7But only the high priest could go into the inner room, and he could only go in once a year. He never entered without bringing blood with him, which he had to offer for himself and for the sins the people had committed without knowing any better.
8The Holy Spirit was showing us that God had not yet opened the way into the Most Holy Place as long as the first tent was there.
9It’s an illustration of the present time, when gifts and sacrifices are offered that can’t give the worshiper a clear conscience.
10They deal only with food and drink and different kinds of ceremonial washings, which are rules about the outside of a person. They had to be followed only until the new covenant came.
11But then, when Christ came as the high priest of the good things that have already arrived, he went through the greater and more perfect holy tent. That tent wasn’t made with human hands. In other words, it’s not part of this creation.
12He didn’t enter by shedding the blood of goats and calves. Instead, he entered the Most Holy Place by shedding his own blood, once and for all time. In that way, he paid the price to set us free from sin forever.
13The blood of goats and bulls and the ashes of a young cow are sprinkled on people the law calls unclean in order to make them holy. Then they’re considered clean on the outside.
14So how much cleaner will the blood of Christ make us! He offered himself to God without any flaw through the power of the eternal Holy Spirit. His blood washes away our feelings of guilt for committing sin. Sin always leads to death. But now we can serve the living God.
15That’s why Christ is the mediator of a new covenant. Now the people that God has called to himself can receive the eternal gift he promised. They can receive it because Christ has died to pay the price and set them free from the sins they committed under the first covenant.
16When someone leaves a will, it’s necessary to prove that the person who made it has died,
17because someone’s will only takes effect when they die. It never takes effect while the person who made it is still living.
18That’s why even the first covenant was not put into effect without the shedding of blood.
19Moses first announced every command of the law to all the people. Then he took the blood of calves, together with water, bright red wool, and branches from a hyssop plant, and he sprinkled the Book of the Covenant and all the people.
20He said, “This is the blood of the covenant that God has commanded you to keep.”
21In the same way, he sprinkled the holy tent and everything used in worship there with blood.
22In fact, the law requires that nearly everything be made clean with blood.

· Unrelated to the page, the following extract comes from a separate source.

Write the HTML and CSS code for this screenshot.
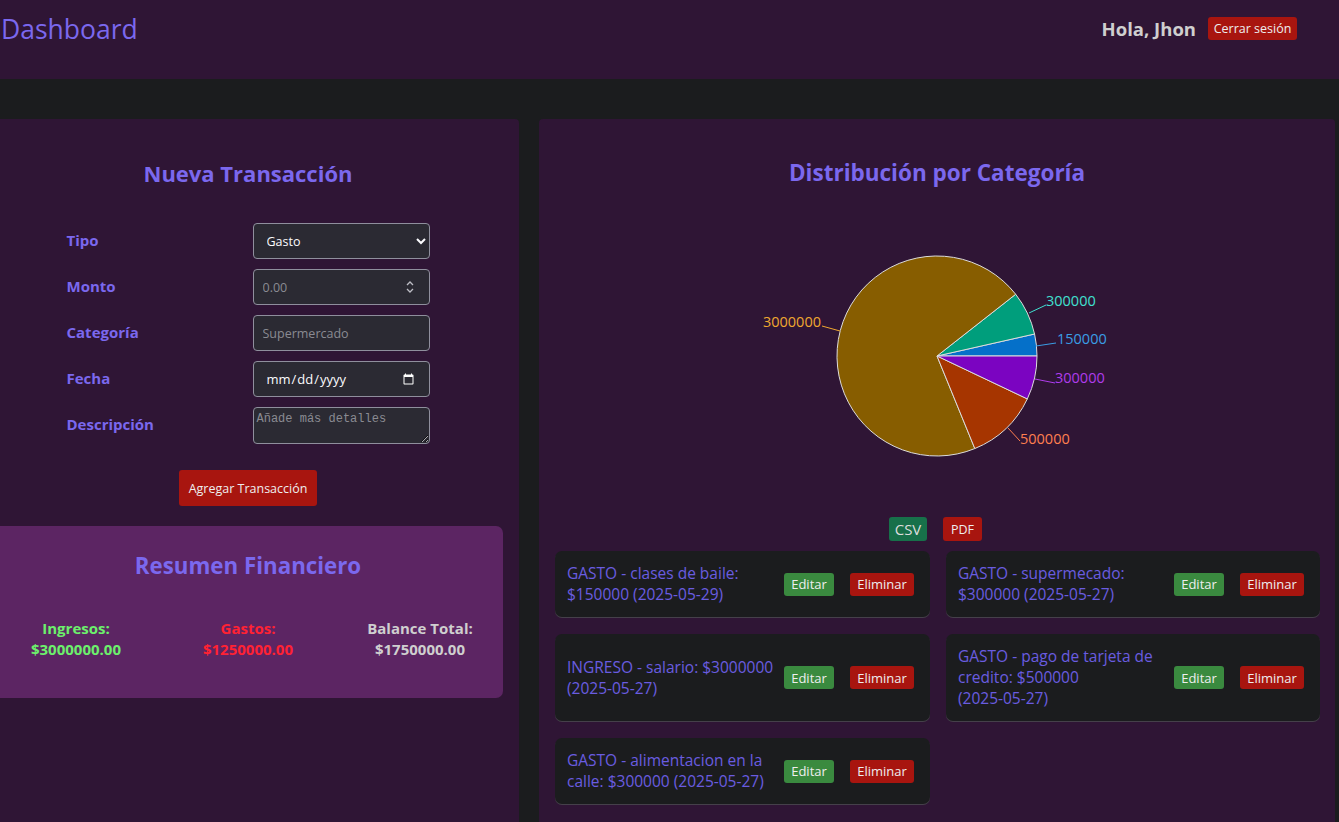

Without the shedding of blood, there is no forgiveness of sin.
23So the copies of the heavenly things had to be made pure with these sacrifices. But the heavenly things themselves had to be made pure with better sacrifices.
24Christ didn’t enter a sanctuary made with human hands that was only a copy of the true one. He entered heaven itself in order to appear before God on our behalf. He’s there right now.
25The high priest enters the Most Holy Place every year with blood that isn’t his own. But Christ didn’t enter heaven to offer himself again and again.
26If he had, he would have had to suffer many times since the world was created. No, he has appeared once and for all time, now when God’s work is being completed. He has come to do away with sin by offering himself.
27People have to die once, and after that they face judgment.
28In the same way, Christ was sacrificed once to take away the sins of many people. He will also come a second time, not to take away our sins, but to bring salvation to those who are eagerly waiting for him.